$S$ is closed under pairwise unions $⇒$ $S$ is closed under arbitrary unions?

Question

Let $X$ be a set and $S$ be a collection of subsets of $X$, such that given any $U,V\in S$, $U\cup V\in S$.

Intuitively it seems like this should imply that arbitrary unions are also in $S$. That is, given index set $I$ and $\{U_i\}_{i\in I}\subseteq S$, $\bigcup_{i\in I}U_i\in S$.

Is this the case?

Answer 1

It is not the case. For example, the collection of (topologically) closed sets in $\Bbb R$ is closed under pairwise unions. However, the union $$ (0,1) = \bigcup_{n = 1}^\infty [1/n,1-1/n] $$ is not a (topologically) closed set.

Answer 2

No, it's not the case. Let $S$ be the collection of finite subsets of $\mathbb{N}$, for example.

Answer 3

Consider the set $$ \left\{\left[-1+\frac1n, 1-\frac1n\right]\mid n\in \Bbb N\right\} $$ of closed intervals on the number line.

Answer 4

You can also take $X=\mathbb{R}^2$ and let $S$ be the collection of bounded subsets.

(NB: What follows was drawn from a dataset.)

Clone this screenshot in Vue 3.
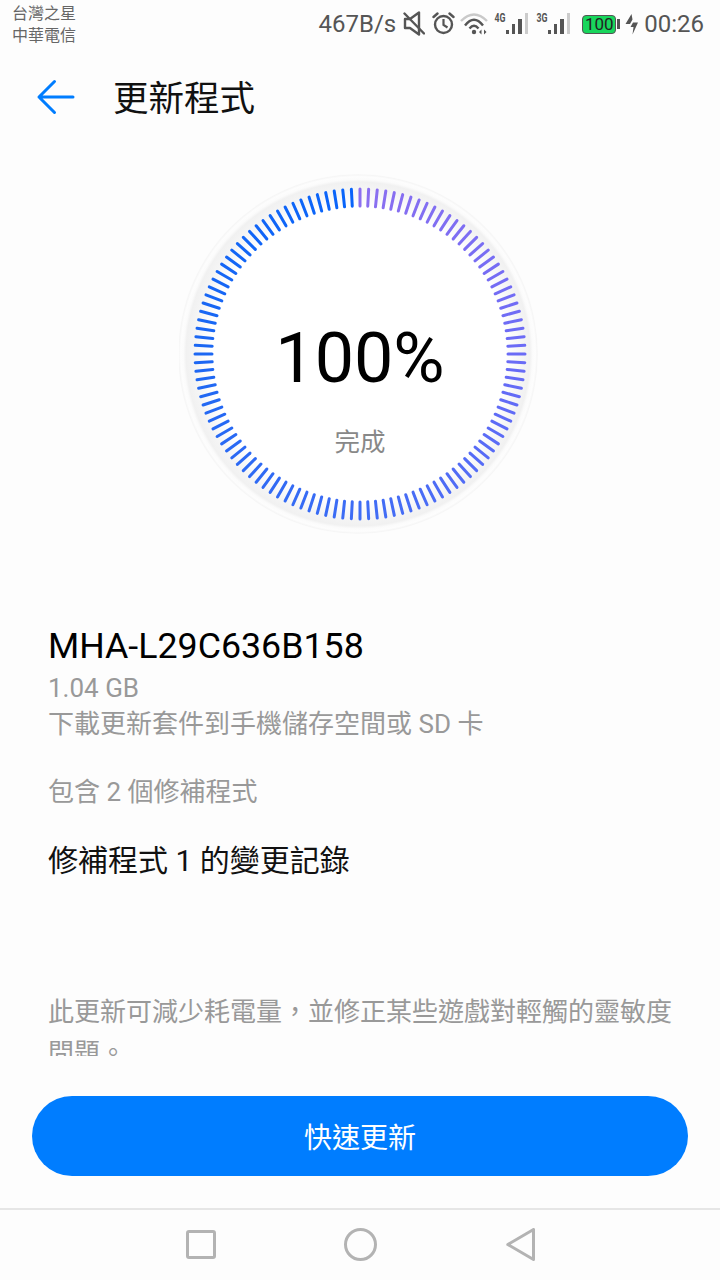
<template>
  <div class="screen">
    <!-- 狀態列 -->
    <div class="status-bar">
      <div class="carrier">
        <span>台灣之星</span>
        <span>中華電信</span>
      </div>
      <div class="status-right">
        <span class="speed">467B/s</span>
        <svg class="mute" width="22" height="48" viewBox="0 0 22 48">
          <path d="M2 19h5l9-6.500v22L7 28H2z" fill="none" stroke="#555" stroke-width="2.400" stroke-linejoin="round" />
          <path d="M1.500 13.500L21 33.500" stroke="#555" stroke-width="2.400" stroke-linecap="round" />
        </svg>
        <svg class="alarm" width="23" height="48" viewBox="0 0 23 48">
          <circle cx="11.500" cy="24.500" r="8.500" fill="none" stroke="#555" stroke-width="2.400" />
          <path d="M11.500 19v6l4 2.500" fill="none" stroke="#555" stroke-width="2.200" />
          <path d="M1.500 17l4-3.500M21.500 17l-4-3.500" stroke="#555" stroke-width="2.400" stroke-linecap="round" />
        </svg>
        <svg class="wifi" width="28" height="48" viewBox="0 0 28 48">
          <path d="M1 21Q14 8 27 21" fill="none" stroke="#c9c9c9" stroke-width="2.400" />
          <path d="M5 25.500Q14 14 23 25.500" fill="none" stroke="#555" stroke-width="2.400" />
          <path d="M9.500 28.500Q14 23 18.500 28.500" fill="none" stroke="#555" stroke-width="2.400" />
          <circle cx="14" cy="32" r="2.200" fill="#555" />
          <path d="M21.500 29.500v5L19 32zM24 29.500v5l2.500-2.500z" fill="#555" />
        </svg>
        <svg v-for="net in networks" :key="net" class="signal" width="35" height="48" viewBox="0 0 35 48">
          <text x="1.500" y="21.500" class="net" textLength="11" lengthAdjust="spacingAndGlyphs">{{ net }}</text>
          <rect x="13" y="30" width="3" height="4" fill="#555" />
          <rect x="19" y="24" width="3" height="10" fill="#555" />
          <rect x="25" y="19" width="4" height="15" fill="#555" />
          <rect x="32" y="13" width="3" height="21" fill="#ccc" />
        </svg>
        <div class="battery"><span class="battery-level">100</span></div>
        <span class="battery-cap"></span>
        <svg class="bolt" width="13" height="48" viewBox="0 0 13 48">
          <path d="M6.500 14L.5 24H5l2.500-4.500zM13 22.500H8L5.500 27h3l-1 7.500z" fill="#555" />
        </svg>
        <span class="clock">00:26</span>
      </div>
    </div>

    <!-- 標題列 -->
    <div class="toolbar">
      <svg width="40" height="40" viewBox="0 0 40 40">
        <path d="M18.500 5.500L3 21l15.500 15.500M3 21h34" fill="none" stroke="#007dff" stroke-width="3" stroke-linecap="round" stroke-linejoin="round" />
      </svg>
      <h1>更新程式</h1>
    </div>

    <div class="content">
      <!-- 進度圓環 -->
      <div class="dial">
        <svg width="362" height="362" viewBox="-181 -181 362 362">
          <defs>
            <radialGradient id="ring" gradientUnits="userSpaceOnUse" cx="-2" cy="0" r="180">
              <stop offset="0.82" stop-color="#ffffff" />
              <stop offset="0.9" stop-color="#f6f6f6" />
              <stop offset="0.955" stop-color="#f1f1f1" />
              <stop offset="0.97" stop-color="#fbfbfb" />
              <stop offset="0.985" stop-color="#fdfdfd" />
              <stop offset="0.995" stop-color="#f6f6f6" />
              <stop offset="1" stop-color="#fafafa" />
            </radialGradient>
          </defs>
          <circle cx="-2" r="180" fill="url(#ring)" />
          <line
            v-for="tick in ticks"
            :key="tick.id"
            :x1="tick.x1"
            :y1="tick.y1"
            :x2="tick.x2"
            :y2="tick.y2"
            :stroke="tick.color"
            stroke-width="3"
            stroke-linecap="round"
          />
        </svg>
        <div class="dial-text">
          <div class="percent">100%</div>
          <div class="done">完成</div>
        </div>
      </div>

      <!-- 版本資訊 -->
      <div class="info">
        <div class="version">MHA-L29C636B158</div>
        <p class="gray size">1.04 GB</p>
        <p class="gray">下載更新套件到手機儲存空間或 SD 卡</p>
        <p class="gray patches">包含 2 個修補程式</p>
        <div class="log-title">修補程式 1 的變更記錄</div>
        <p class="gray log-body">此更新可減少耗電量，並修正某些遊戲對輕觸的靈敏度問題。</p>
      </div>
    </div>

    <div class="action">
      <button class="update-btn">快速更新</button>
    </div>

    <!-- 導覽列 -->
    <div class="nav-bar">
      <svg width="30" height="29" viewBox="0 0 30 29">
        <rect x="1.500" y="1.500" width="27" height="26" rx="1.500" fill="none" stroke="#b3b3b3" stroke-width="3" />
      </svg>
      <svg width="33" height="33" viewBox="0 0 33 33">
        <circle cx="16.500" cy="16.500" r="15" fill="none" stroke="#b3b3b3" stroke-width="3" />
      </svg>
      <svg width="29" height="33" viewBox="0 0 29 33">
        <path d="M27.500 1.500v30L1.800 16.500z" fill="none" stroke="#b3b3b3" stroke-width="3" stroke-linejoin="round" />
      </svg>
    </div>
  </div>
</template>

<script setup>
import { computed } from 'vue';

const networks = ['4G', '3G'];

const stops = [
  [0, [139, 111, 240]],
  [90, [106, 107, 246]],
  [180, [62, 108, 245]],
  [270, [28, 103, 243]],
  [360, [8, 100, 250]]
];

// 依角度取顏色
const colorAt = (deg) => {
  for (let i = 1; i < stops.length; i++) {
    if (deg <= stops[i][0]) {
      const [a, ca] = stops[i - 1];
      const [b, cb] = stops[i];
      const t = (deg - a) / (b - a);
      const mix = ca.map((v, k) => Math.round(v + (cb[k] - v) * t));
      return `rgb(${mix.join(',')})`;
    }
  }
  return 'rgb(8,100,250)';
};

const ticks = computed(() => {
  const list = [];
  for (let i = 0; i < 120; i++) {
    const deg = i * 3;
    const rad = (deg * Math.PI) / 180;
    const s = Math.sin(rad);
    const c = Math.cos(rad);
    list.push({
      id: i,
      x1: (s * 148).toFixed(2),
      y1: (-c * 148).toFixed(2),
      x2: (s * 165).toFixed(2),
      y2: (-c * 165).toFixed(2),
      color: colorAt(deg)
    });
  }
  return list;
});
</script>

<style scoped>
.screen {
  width: 720px;
  height: 1280px;
  display: flex;
  flex-direction: column;
  background: #fdfdfd;
  font-family: Roboto, "Noto Sans CJK TC", sans-serif;
  overflow: hidden;
}

.status-bar {
  height: 48px;
  padding: 0 16px 0 12px;
  box-sizing: border-box;
  display: flex;
  justify-content: space-between;
  flex-shrink: 0;
}

.carrier {
  display: flex;
  flex-direction: column;
  padding-top: 3px;
  font-size: 16px;
  line-height: 22px;
  color: #666;
}

.status-right {
  display: flex;
  align-items: center;
  height: 48px;
  color: #555;
}

.speed,
.clock {
  font-size: 24px;
  line-height: 50px;
}

.speed {
  margin-right: 7px;
}

.mute {
  margin-right: 7px;
}

.alarm {
  margin-right: 5px;
}

.wifi {
  margin-right: 5px;
}

.signal {
  margin-right: 7px;
}

.net {
  font-size: 12px;
  font-weight: 700;
  fill: #555;
}

.signal + .battery {
  margin-left: 5px;
}

.battery {
  width: 32px;
  height: 17px;
  border: 1.500px solid #555;
  border-radius: 4px;
  background: #18d65c;
  display: flex;
  align-items: center;
  justify-content: center;
}

.battery-level {
  font-size: 17px;
  line-height: 17px;
  color: #222;
}

.battery-cap {
  width: 3px;
  height: 10px;
  margin-left: 1px;
  background: #555;
}

.bolt {
  margin: 0 6px 0 5px;
}

.toolbar {
  height: 96px;
  flex-shrink: 0;
  padding-left: 36px;
  display: flex;
  align-items: center;
  gap: 37px;
}

.toolbar h1 {
  margin: 0 0 2px;
  font-size: 35.500px;
  font-weight: 400;
  color: #111;
}

.content {
  height: 912px;
  flex-shrink: 0;
  overflow: hidden;
}

.dial {
  position: relative;
  width: 362px;
  height: 362px;
  margin: 29px auto 0;
}

.dial-text {
  position: absolute;
  inset: 0;
  display: flex;
  flex-direction: column;
  align-items: center;
  padding-top: 143px;
  box-sizing: border-box;
}

.percent {
  font-size: 70px;
  line-height: 84px;
  color: #000;
}

.done {
  margin-top: 25px;
  font-size: 25.500px;
  line-height: 34px;
  color: #888;
}

.info {
  padding: 0 48px;
  margin-top: 91px;
}

.version {
  font-size: 35.750px;
  line-height: 40px;
  color: #000;
}

.gray {
  margin: 0;
  font-size: 26px;
  line-height: 38px;
  color: #999;
}

.size {
  margin-top: 5px;
  line-height: 34px;
}

.patches {
  margin-top: 30px;
}

.log-title {
  margin-top: 29px;
  font-size: 30px;
  line-height: 42px;
  color: #111;
}

.log-body {
  margin-top: 110px;
  line-height: 41px;
  width: 630px;
}

.action {
  flex-shrink: 0;
  padding: 40px 32px 32px;
}

.update-btn {
  display: block;
  width: 100%;
  height: 80px;
  padding: 0;
  border: none;
  border-radius: 40px;
  background: #007dff;
  color: #fff;
  font-family: inherit;
  font-size: 28px;
}

.nav-bar {
  flex-shrink: 0;
  height: 72px;
  border-top: 2px solid #e6e6e6;
  padding-bottom: 2px;
  box-sizing: border-box;
  display: flex;
  justify-content: center;
  align-items: center;
  gap: 128.500px;
}
</style>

The union of two (or finitely many) bounded sets is bounded [prove it]. However, you can easily cover the entire plane with bounded "pieces" or "tiles" if you allow infinitely many of them [try that].

Answer 5

Let $X = \mathbb{R}$, $S = \{(-\inf,x) \subset \mathbb{R} : x \in \mathbb{R} \}$. Observe that, for all $x,y \in \mathbb{R}$, $(-\infty,x) \cup (-\infty, y) = (-\infty, \max\{x,y\}) \in S$.

But $\bigcup_{i=0}^\infty (-\infty, i) = \mathbb{R} \not \in S$.